_TASK INSTRUCTIONS_: Transcribe each of the records below exactly, excluding all pictures.

_LISTING_:
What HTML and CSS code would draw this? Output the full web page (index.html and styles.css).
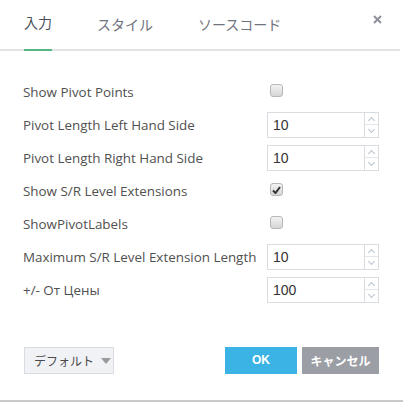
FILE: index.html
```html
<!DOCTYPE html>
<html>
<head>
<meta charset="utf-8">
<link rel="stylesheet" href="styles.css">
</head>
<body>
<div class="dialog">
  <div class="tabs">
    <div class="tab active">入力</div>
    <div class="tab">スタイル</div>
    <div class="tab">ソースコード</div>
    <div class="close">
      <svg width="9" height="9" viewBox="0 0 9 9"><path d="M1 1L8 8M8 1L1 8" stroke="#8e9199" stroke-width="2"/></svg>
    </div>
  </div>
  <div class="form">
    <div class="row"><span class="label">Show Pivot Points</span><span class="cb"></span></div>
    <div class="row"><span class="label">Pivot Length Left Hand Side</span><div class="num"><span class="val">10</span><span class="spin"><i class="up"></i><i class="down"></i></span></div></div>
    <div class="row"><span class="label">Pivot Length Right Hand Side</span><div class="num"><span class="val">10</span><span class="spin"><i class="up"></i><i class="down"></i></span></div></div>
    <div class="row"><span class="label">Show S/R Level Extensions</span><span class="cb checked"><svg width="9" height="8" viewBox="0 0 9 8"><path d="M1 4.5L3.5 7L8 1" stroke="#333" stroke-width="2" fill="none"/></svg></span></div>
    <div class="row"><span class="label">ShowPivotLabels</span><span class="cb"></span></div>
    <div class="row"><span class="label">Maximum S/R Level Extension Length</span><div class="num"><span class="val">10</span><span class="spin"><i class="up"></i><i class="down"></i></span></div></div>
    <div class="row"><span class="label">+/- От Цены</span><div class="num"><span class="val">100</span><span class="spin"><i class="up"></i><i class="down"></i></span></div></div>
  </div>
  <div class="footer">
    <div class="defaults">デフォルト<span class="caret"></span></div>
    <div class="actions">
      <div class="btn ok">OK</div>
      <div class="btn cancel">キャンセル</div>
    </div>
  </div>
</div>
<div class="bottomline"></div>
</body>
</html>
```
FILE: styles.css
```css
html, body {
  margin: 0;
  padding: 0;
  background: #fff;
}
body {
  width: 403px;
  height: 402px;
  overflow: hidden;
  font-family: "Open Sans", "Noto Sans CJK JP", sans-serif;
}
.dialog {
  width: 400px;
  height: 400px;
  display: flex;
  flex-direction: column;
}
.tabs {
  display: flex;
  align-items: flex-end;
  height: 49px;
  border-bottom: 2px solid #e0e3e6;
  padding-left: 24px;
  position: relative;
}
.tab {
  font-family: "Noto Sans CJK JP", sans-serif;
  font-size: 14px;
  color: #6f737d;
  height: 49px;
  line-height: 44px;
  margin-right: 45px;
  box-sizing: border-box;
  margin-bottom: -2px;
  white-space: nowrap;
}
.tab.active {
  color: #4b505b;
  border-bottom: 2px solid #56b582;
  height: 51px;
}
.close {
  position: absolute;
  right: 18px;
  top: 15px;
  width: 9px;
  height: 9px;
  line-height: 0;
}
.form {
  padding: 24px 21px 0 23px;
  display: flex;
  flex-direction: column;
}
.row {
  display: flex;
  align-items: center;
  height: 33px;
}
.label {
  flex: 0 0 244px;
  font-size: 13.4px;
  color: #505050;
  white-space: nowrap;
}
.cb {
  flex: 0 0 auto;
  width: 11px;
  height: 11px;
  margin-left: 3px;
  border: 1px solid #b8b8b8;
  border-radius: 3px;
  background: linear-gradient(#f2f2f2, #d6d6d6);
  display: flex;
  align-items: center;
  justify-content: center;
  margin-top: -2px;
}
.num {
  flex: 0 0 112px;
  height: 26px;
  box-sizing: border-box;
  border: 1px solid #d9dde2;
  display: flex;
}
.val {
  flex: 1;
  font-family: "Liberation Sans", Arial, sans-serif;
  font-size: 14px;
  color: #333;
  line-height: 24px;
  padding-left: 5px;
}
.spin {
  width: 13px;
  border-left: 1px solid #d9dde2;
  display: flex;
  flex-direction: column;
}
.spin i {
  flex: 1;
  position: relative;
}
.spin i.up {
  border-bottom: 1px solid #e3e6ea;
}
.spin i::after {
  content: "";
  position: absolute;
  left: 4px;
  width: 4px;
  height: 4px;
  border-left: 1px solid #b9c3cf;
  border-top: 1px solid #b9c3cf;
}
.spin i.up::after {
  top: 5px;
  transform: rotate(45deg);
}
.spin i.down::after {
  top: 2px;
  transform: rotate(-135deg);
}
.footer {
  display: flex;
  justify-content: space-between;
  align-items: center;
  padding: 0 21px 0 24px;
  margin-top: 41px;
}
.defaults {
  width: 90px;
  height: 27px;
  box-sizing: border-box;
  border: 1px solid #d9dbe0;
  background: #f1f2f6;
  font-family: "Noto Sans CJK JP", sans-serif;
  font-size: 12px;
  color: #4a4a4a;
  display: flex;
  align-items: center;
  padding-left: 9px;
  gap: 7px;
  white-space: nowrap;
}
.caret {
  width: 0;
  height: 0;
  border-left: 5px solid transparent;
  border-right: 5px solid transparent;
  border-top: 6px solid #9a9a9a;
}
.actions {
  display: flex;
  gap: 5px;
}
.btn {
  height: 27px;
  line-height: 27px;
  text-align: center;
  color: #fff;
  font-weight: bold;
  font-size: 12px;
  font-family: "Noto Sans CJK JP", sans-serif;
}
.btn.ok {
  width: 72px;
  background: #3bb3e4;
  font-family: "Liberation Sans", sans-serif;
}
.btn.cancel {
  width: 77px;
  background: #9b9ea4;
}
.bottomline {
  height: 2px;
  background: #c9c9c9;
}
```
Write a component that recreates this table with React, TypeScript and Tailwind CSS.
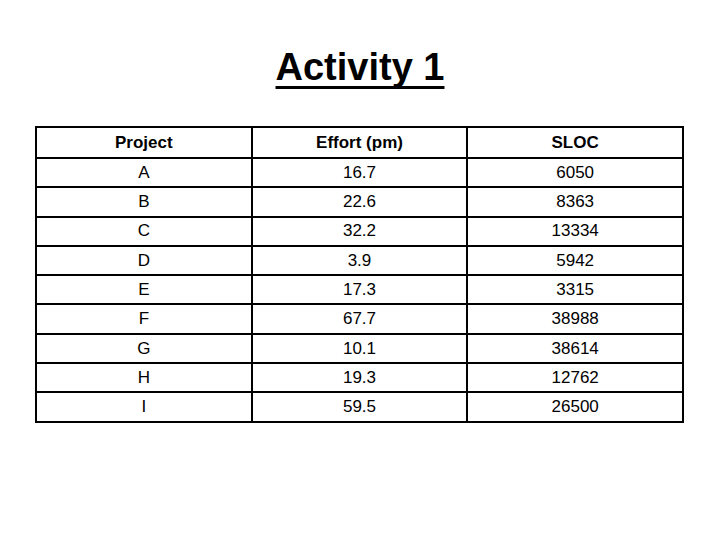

_EXERCISE SOLUTION_:
What HTML and CSS code would draw this? Output the full web page (index.html and styles.css).
FILE: index.html
```html
<!DOCTYPE html>
<html>
<head>
<meta charset="utf-8">
<link rel="stylesheet" href="styles.css">
</head>
<body>
<div class="dialog">
  <div class="tabs">
    <div class="tab active">入力</div>
    <div class="tab">スタイル</div>
    <div class="tab">ソースコード</div>
    <div class="close">
      <svg width="9" height="9" viewBox="0 0 9 9"><path d="M1 1L8 8M8 1L1 8" stroke="#8e9199" stroke-width="2"/></svg>
    </div>
  </div>
  <div class="form">
    <div class="row"><span class="label">Show Pivot Points</span><span class="cb"></span></div>
    <div class="row"><span class="label">Pivot Length Left Hand Side</span><div class="num"><span class="val">10</span><span class="spin"><i class="up"></i><i class="down"></i></span></div></div>
    <div class="row"><span class="label">Pivot Length Right Hand Side</span><div class="num"><span class="val">10</span><span class="spin"><i class="up"></i><i class="down"></i></span></div></div>
    <div class="row"><span class="label">Show S/R Level Extensions</span><span class="cb checked"><svg width="9" height="8" viewBox="0 0 9 8"><path d="M1 4.5L3.5 7L8 1" stroke="#333" stroke-width="2" fill="none"/></svg></span></div>
    <div class="row"><span class="label">ShowPivotLabels</span><span class="cb"></span></div>
    <div class="row"><span class="label">Maximum S/R Level Extension Length</span><div class="num"><span class="val">10</span><span class="spin"><i class="up"></i><i class="down"></i></span></div></div>
    <div class="row"><span class="label">+/- От Цены</span><div class="num"><span class="val">100</span><span class="spin"><i class="up"></i><i class="down"></i></span></div></div>
  </div>
  <div class="footer">
    <div class="defaults">デフォルト<span class="caret"></span></div>
    <div class="actions">
      <div class="btn ok">OK</div>
      <div class="btn cancel">キャンセル</div>
    </div>
  </div>
</div>
<div class="bottomline"></div>
</body>
</html>
```
FILE: styles.css
```css
html, body {
  margin: 0;
  padding: 0;
  background: #fff;
}
body {
  width: 403px;
  height: 402px;
  overflow: hidden;
  font-family: "Open Sans", "Noto Sans CJK JP", sans-serif;
}
.dialog {
  width: 400px;
  height: 400px;
  display: flex;
  flex-direction: column;
}
.tabs {
  display: flex;
  align-items: flex-end;
  height: 49px;
  border-bottom: 2px solid #e0e3e6;
  padding-left: 24px;
  position: relative;
}
.tab {
  font-family: "Noto Sans CJK JP", sans-serif;
  font-size: 14px;
  color: #6f737d;
  height: 49px;
  line-height: 44px;
  margin-right: 45px;
  box-sizing: border-box;
  margin-bottom: -2px;
  white-space: nowrap;
}
.tab.active {
  color: #4b505b;
  border-bottom: 2px solid #56b582;
  height: 51px;
}
.close {
  position: absolute;
  right: 18px;
  top: 15px;
  width: 9px;
  height: 9px;
  line-height: 0;
}
.form {
  padding: 24px 21px 0 23px;
  display: flex;
  flex-direction: column;
}
.row {
  display: flex;
  align-items: center;
  height: 33px;
}
.label {
  flex: 0 0 244px;
  font-size: 13.4px;
  color: #505050;
  white-space: nowrap;
}
.cb {
  flex: 0 0 auto;
  width: 11px;
  height: 11px;
  margin-left: 3px;
  border: 1px solid #b8b8b8;
  border-radius: 3px;
  background: linear-gradient(#f2f2f2, #d6d6d6);
  display: flex;
  align-items: center;
  justify-content: center;
  margin-top: -2px;
}
.num {
  flex: 0 0 112px;
  height: 26px;
  box-sizing: border-box;
  border: 1px solid #d9dde2;
  display: flex;
}
.val {
  flex: 1;
  font-family: "Liberation Sans", Arial, sans-serif;
  font-size: 14px;
  color: #333;
  line-height: 24px;
  padding-left: 5px;
}
.spin {
  width: 13px;
  border-left: 1px solid #d9dde2;
  display: flex;
  flex-direction: column;
}
.spin i {
  flex: 1;
  position: relative;
}
.spin i.up {
  border-bottom: 1px solid #e3e6ea;
}
.spin i::after {
  content: "";
  position: absolute;
  left: 4px;
  width: 4px;
  height: 4px;
  border-left: 1px solid #b9c3cf;
  border-top: 1px solid #b9c3cf;
}
.spin i.up::after {
  top: 5px;
  transform: rotate(45deg);
}
.spin i.down::after {
  top: 2px;
  transform: rotate(-135deg);
}
.footer {
  display: flex;
  justify-content: space-between;
  align-items: center;
  padding: 0 21px 0 24px;
  margin-top: 41px;
}
.defaults {
  width: 90px;
  height: 27px;
  box-sizing: border-box;
  border: 1px solid #d9dbe0;
  background: #f1f2f6;
  font-family: "Noto Sans CJK JP", sans-serif;
  font-size: 12px;
  color: #4a4a4a;
  display: flex;
  align-items: center;
  padding-left: 9px;
  gap: 7px;
  white-space: nowrap;
}
.caret {
  width: 0;
  height: 0;
  border-left: 5px solid transparent;
  border-right: 5px solid transparent;
  border-top: 6px solid #9a9a9a;
}
.actions {
  display: flex;
  gap: 5px;
}
.btn {
  height: 27px;
  line-height: 27px;
  text-align: center;
  color: #fff;
  font-weight: bold;
  font-size: 12px;
  font-family: "Noto Sans CJK JP", sans-serif;
}
.btn.ok {
  width: 72px;
  background: #3bb3e4;
  font-family: "Liberation Sans", sans-serif;
}
.btn.cancel {
  width: 77px;
  background: #9b9ea4;
}
.bottomline {
  height: 2px;
  background: #c9c9c9;
}
```
Write a component that recreates this table with React, TypeScript and Tailwind CSS.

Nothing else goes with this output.